Stemming every scam that targets vulnerable consumers is impossible. For example, no sooner had rapid tax refund anticipation loans been banned, when a thinly veiled substitute, refund anticipation checks, surfaced. Both practices charge consumers hefty interest rates or high fees to get their tax refunds a few days earlier.

 “One of the biggest things we focus on now is how to increase access to the kinds of products and services that can help the families we serve become financially stable and increase their balance sheet rather than deplete it,” notes Beadsie Woo. 

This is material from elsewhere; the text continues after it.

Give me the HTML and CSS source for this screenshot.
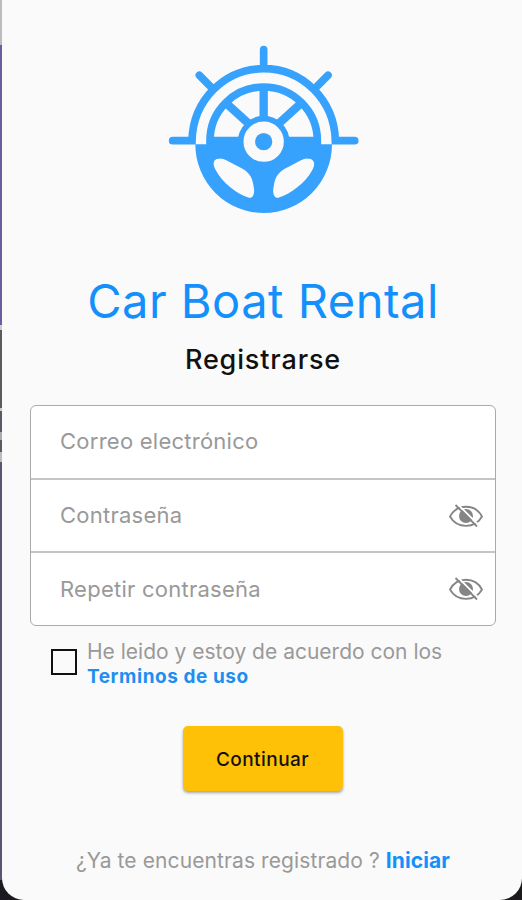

Casey has long joined with other organizations to combat predatory financial practices and support alternative low-cost services and banking options. A huge body of work centered on expanding access to the Earned Income Tax Credit for low-income families, supporting free or low-cost tax preparation by trained volunteers, and helping families get on a path toward saving and building assets. The Foundation continues to lend support for this work to the Baltimore CASH (Creating Savings, Assets, and Hope) and Maryland CASH campaigns.

Other Foundation investments have included:    

  • Providing financial coaches that work closely with families to help them navigate and overcome obstacles in meeting their financial goals;
  • Supporting efforts to encourage saving by enabling taxpayers to split their refunds between checking and savings accounts, including savings bonds;
  • Investing in a public-private partnership to imbed prompts into tax software that help direct low-income taxpayers toward savings options; and
  • Raising awareness about the high fees immigrants were paying to send money home to their families and promoting reforms to reduce these costs.

“Casey has been at the forefront of understanding that high quality financial services are relevant to family well-being,” says Rachel Schneider, senior vice president of the Center for Financial Services Innovation. “Because of that, we have been able to shift the dialogue to what financial health looks like and how to achieve it, and from product-by-product improvement to systemic improvement.”